The first warning came months ago. Uematsu wrote a letter to the Speaker of Japan's Lower House in February. It detailed a plan to attack the care home at night and tie up staff members. That's precisely what happened during Tuesday's attack.
Uematsu also told his colleagues at the facility that he thought people with severe disabilities should be euthanized. Those comments led local officials to have him committed to a hospital. But he was released 12 days later, after a doctor decided he was not a threat.
Following his discharge, the care home installed more than a dozen security cameras based on police advice.
Kanagawa Prefecture oversees the facility. The Gov. Yuji Kuroiwa says his office was left in the dark and none of that information was shared with him.
"We believe there have been problems in the way authorities share information. We will cooperate with the authorities concerned so this kind of incident never happens again. We will verify the matter thoroughly in order to develop preventive measures," he says.
The governor said people tend to think the suspect's discharge was too early. But he said holding him any longer would have created a human rights issue. He said he wants to consult with experts on how to best deal with such a situation.
An expert on forensic psychiatry said more information is needed to tell whether proper measures were taken during Uematsu's stay in the hospital.
"It's hard to say at this point whether this incident was preventable or not. I have to say that there was no problem with him being released from hospital because the doctors saw that he was no longer mentally disturbed at that time," Igarashi says.
But he says the problem is that there's no proper follow-up system after such people are released.
"We have to carefully analyze his mental condition and how he was living his life in the period between his release and the attack. And we have to utilize the results to come up with effective measures to prevent this kind of tragedy," Igarashi says.
Families and supporters of people with disabilities are making sure their voices are heard, as the investigation unfolds.
Atsuko Kubo's son, Jusuke, is 41 years old. He is not able to speak and lives in a care facility. She says she was deeply hurt by what the murder suspect was saying, that people with disabilities should disappear.
"Not only is it unforgivable, it makes me sad," Kubo says. "Even though it might only be a limited number of people who think that way, it's the fact that anyone does."
Kubo heads an organization of people with intellectual disabilities. It issued a statement on its website saying each and every life is priceless regardless of its challenges.
People across Japan are expressing support for that through social media. One person wrote "We have to make sure this kind of crime never happens again."
An organizer at one care facility has been trying to create more awareness of and interaction with people with disabilities. Masahiro Tate came up with a plan to open the building up to eliminate social stigma.
"We were trying to live together with the community," he says.
And it seemed to be having an effect. More and more local residents were visiting the facility to celebrate festivals with the people who live there.
But Tate now has a dilemma. After Tuesday's stabbing, the prefectural authority urged him to tighten security.
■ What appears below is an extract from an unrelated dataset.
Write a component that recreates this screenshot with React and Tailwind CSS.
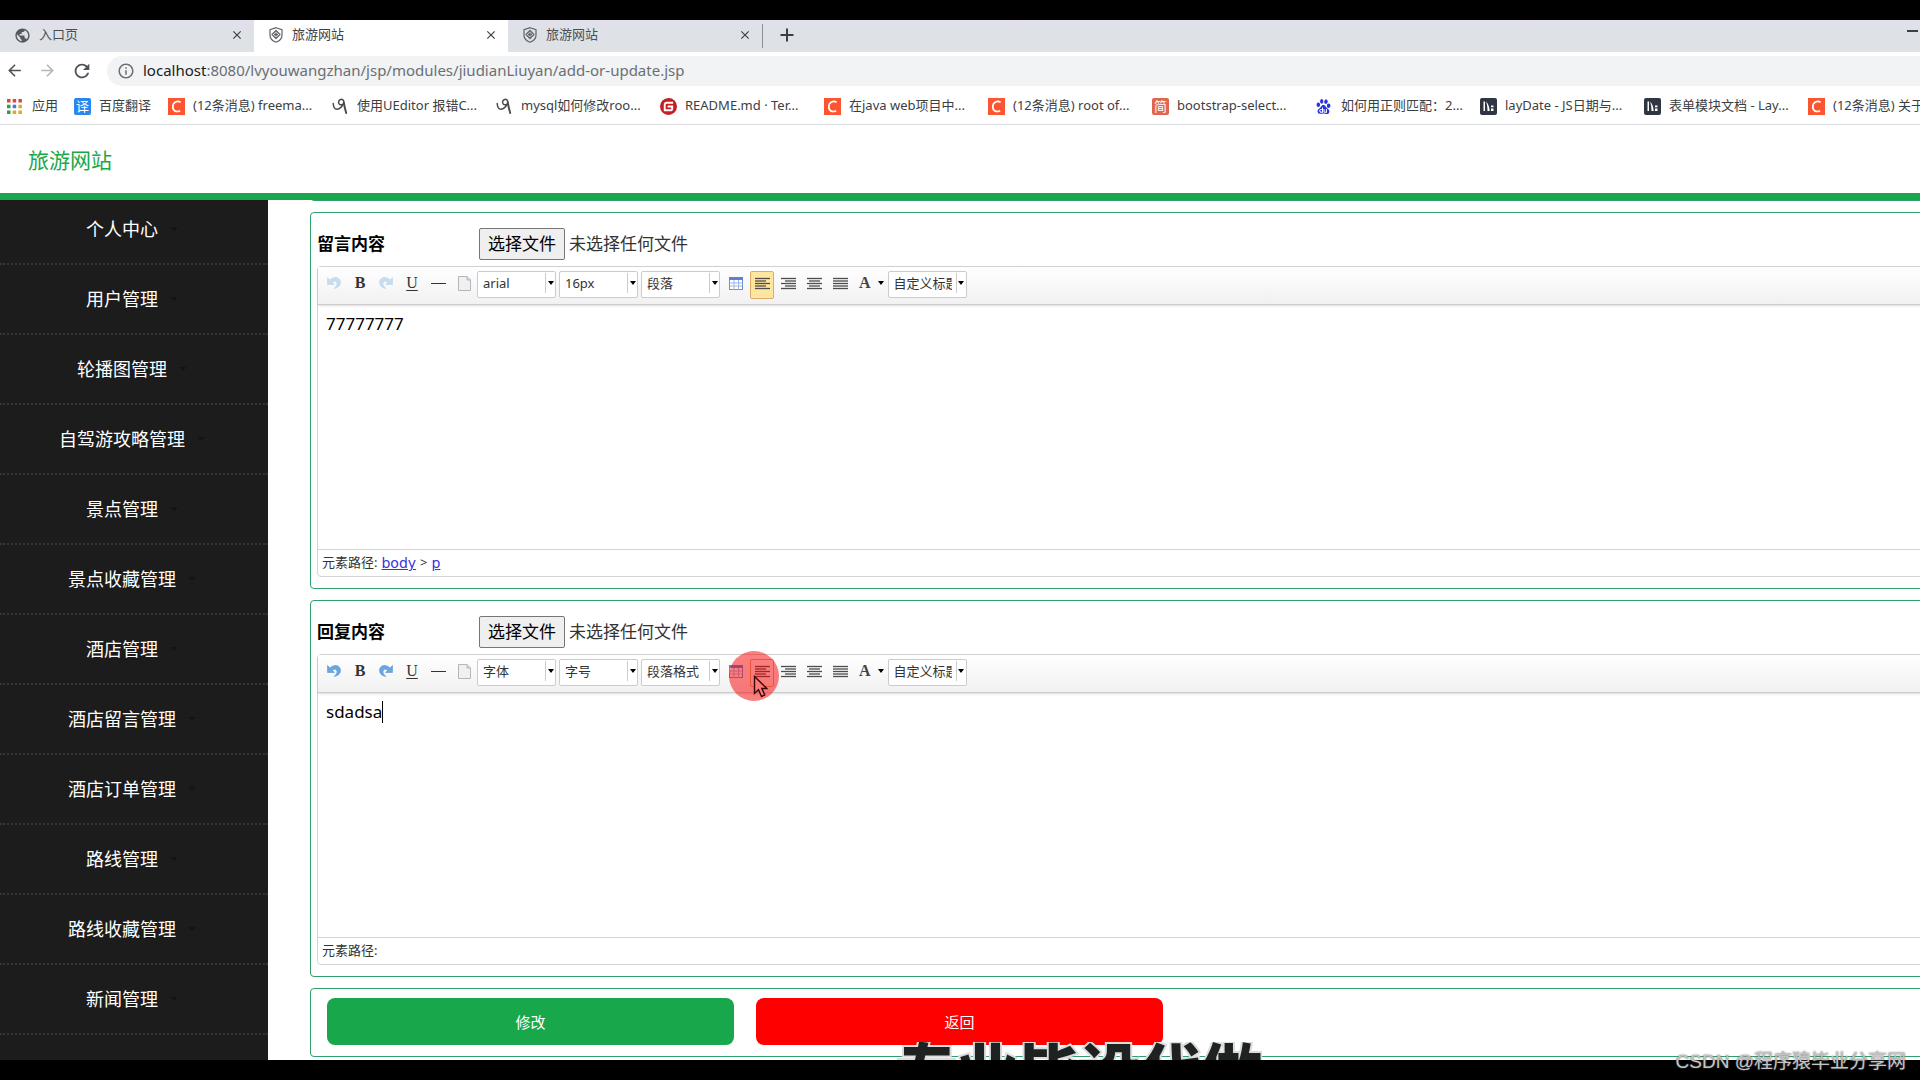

He used to close the building's gate at 10 p.m., but now tries to make sure it's closed all day.
"It's truly regrettable and a severe situation that we have to limit access to the facility," Tate says.
For Kubo, it's important to let others know that people with disabilities do have families who care about them. One small example of her love is a scarf she gave Jusuke 10 years ago. He's worn it ever since.
She says she wants everyone to know a family bond is not affected even if there are challenges in communicating.
"He is an essential part of our family and brings us all closer together," Kubo says.
Support groups like Kubo's say they're determined to keep promoting the rights of people with disabilities. And call on everyone in Japan to recognize the importance of respecting each and every human being.